Monsters strike us as wrong because they are category transgressors. A barking creature with a wagging tail, fur, floppy ears, and four feet is a dog. A barking creature with a wagging tail, fur, floppy ears, and a hundred feet is not a dog; it is some kind of monstrous dogipede that does not belong on God’s green Earth. It is, to use again Lovecraft’s words, a violation of “those fixed laws of Nature.”
The monster might violate categories by belonging to two or more incompatible categories. A zombie is living and dead. It is obviously a dead thing, but dead things do not walk around and eat brains. Only living things can do that.
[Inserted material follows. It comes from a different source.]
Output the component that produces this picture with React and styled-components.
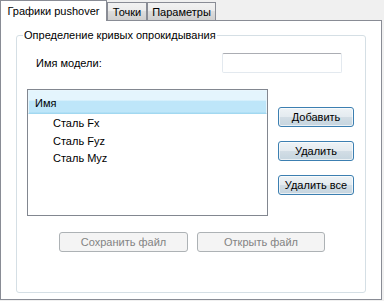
import React from 'react';
import styled, { createGlobalStyle } from 'styled-components';

const GlobalStyle = createGlobalStyle`
	html, body {
		margin: 0;
		padding: 0;
		background: #f0f0f0;
	}
	body {
		font-family: 'Liberation Sans', Arial, sans-serif;
		font-size: 11px;
		color: #000;
	}
`;

/************************/
/*        WINDOW        */
/************************/

const Window = styled.div`
	width: 384px;
	height: 301px;
	background: #f0f0f0;
	display: flex;
	flex-direction: column;
`;

const TabStrip = styled.div`
	display: flex;
	align-items: flex-end;
	height: 20px;
`;

const Tab = styled.div`
	box-sizing: border-box;
	height: ${(p) => (p.$active ? '21px' : '18px')};
	width: ${(p) => p.$width}px;
	margin-bottom: ${(p) => (p.$active ? '-1px' : '0')};
	border: 1px solid #898c95;
	border-bottom: none;
	background: ${(p) =>
		p.$active ? '#fff' : 'linear-gradient(#f2f2f2 0%, #ebebeb 50%, #dddddd 50%, #cfcfcf 100%)'};
	position: relative;
	z-index: ${(p) => (p.$active ? 2 : 1)};
	display: flex;
	align-items: center;
	justify-content: center;
	padding-bottom: ${(p) => (p.$active ? '1px' : '0')};
	white-space: nowrap;
`;

const Panel = styled.div`
	box-sizing: border-box;
	width: 382px;
	height: 280px;
	border: 1px solid #898c95;
	background: #fff;
	position: relative;
	z-index: 1;
`;

/************************/
/*       GROUP BOX      */
/************************/

const Group = styled.fieldset`
	box-sizing: border-box;
	margin: 8px 0 0 15px;
	padding: 0;
	width: 350px;
	height: 264px;
	border: 1px solid #d5dfe5;
	border-radius: 3px;
	display: flex;
	flex-direction: column;

	legend {
		margin-left: 6px;
		padding: 0 1px;
		line-height: 13px;
		font-size: 11px;
	}
`;

const ModelRow = styled.div`
	display: flex;
	justify-content: space-between;
	align-items: center;
	margin: 11px 23px 0 19px;
	height: 20px;
`;

const TextInput = styled.input`
	box-sizing: border-box;
	width: 120px;
	height: 20px;
	border: 1px solid #e3e9ef;
	border-top-color: #abadb3;
	border-radius: 2px;
	padding: 0 3px;
	outline: none;
	font: inherit;
`;

const Body = styled.div`
	display: flex;
	margin: 16px 0 0 10px;
	gap: 10px;
`;

const List = styled.div`
	box-sizing: border-box;
	width: 241px;
	height: 127px;
	border: 1px solid #828790;
	background: #fff;
`;

const ListHeader = styled.div`
	height: 24px;
	box-sizing: border-box;
	padding: 2px 0 0 6px;
	display: flex;
	align-items: center;
	background: linear-gradient(#e4f5fd 0%, #e4f5fd 42%, #bee6f9 45%, #bee6f9 94%, #a9dcf3 100%);
	border: 1px solid #e8f6fd;
	border-bottom-color: #a2d8f0;
`;

const ListItems = styled.ul`
	list-style: none;
	margin: 0;
	padding: 1px 0 0 25px;

	li {
		height: 17.5px;
		line-height: 17.5px;
	}
`;

const ButtonColumn = styled.div`
	display: flex;
	flex-direction: column;
	gap: 14px;
	padding-top: 18px;
`;

const Button = styled.button`
	box-sizing: border-box;
	width: ${(p) => p.$width || 76}px;
	height: 20px;
	padding: 0;
	font: inherit;
	color: #000;
	border: 1px solid #3c7fb1;
	border-radius: 3px;
	background: linear-gradient(#eef3f6 0%, #e4ebf0 48%, #d2dde5 52%, #c6d5df 100%);
	box-shadow: inset 0 0 0 1px rgba(255, 255, 255, 0.65);

	&:disabled {
		color: #838383;
		border-color: #adb2b5;
		background: #f4f4f4;
		box-shadow: none;
	}
`;

const FileRow = styled.div`
	display: flex;
	gap: 9px;
	margin: 16px 0 0 42px;
`;

export default function App() {
	return (
		<>
			<GlobalStyle />
			<Window>
				<TabStrip>
					<Tab $active $width={107}>Графики pushover</Tab>
					<Tab $width={40}>Точки</Tab>
					<Tab $width={69}>Параметры</Tab>
				</TabStrip>
				<Panel>
					<Group>
						<legend>Определение кривых опрокидывания</legend>
						<ModelRow>
							<span>Имя модели:</span>
							<TextInput />
						</ModelRow>
						<Body>
							<List>
								<ListHeader>Имя</ListHeader>
								<ListItems>
									<li>Сталь Fx</li>
									<li>Сталь Fyz</li>
									<li>Сталь Myz</li>
								</ListItems>
							</List>
							<ButtonColumn>
								<Button>Добавить</Button>
								<Button>Удалить</Button>
								<Button>Удалить все</Button>
							</ButtonColumn>
						</Body>
						<FileRow>
							<Button disabled $width={129}>
								Сохранить файл
							</Button>
							<Button disabled $width={128}>
								Открыть файл
							</Button>
						</FileRow>
					</Group>
				</Panel>
			</Window>
		</>
	);
}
The human brain jams up at the sight of the walking dead. Cyborgs are human and machine. Werewolves are human and animal.
Along those lines, in my own fiction, the main character is attacked by an assassin that is a combination of human and a Central African hairy frog, and the main character also thwarts the evil plans of a collection of hyena-people.
The monster might instead be missing key features that are necessary for the category. The Headless Horseman is missing a head. People need heads if they are going to ride horses and chase Ichabod Crane. Ghosts are not only both dead and sort of acting like living things, but they are also missing their bodies.
Instead of missing features, there might be extra or exaggerated features. In addition to their other terrible characteristics, the xenomorphs in the Aliens films have two mouths. In the 2017/2019 It films, the shapeshifting evil clown Pennywise frequently has far too many teeth. A spider might be scary, but a fifty-foot tall spider is the basis for a solid creature-feature. One of the iconic images in the first Nightmare on Elm Street is Freddy extending his arms unnaturally long.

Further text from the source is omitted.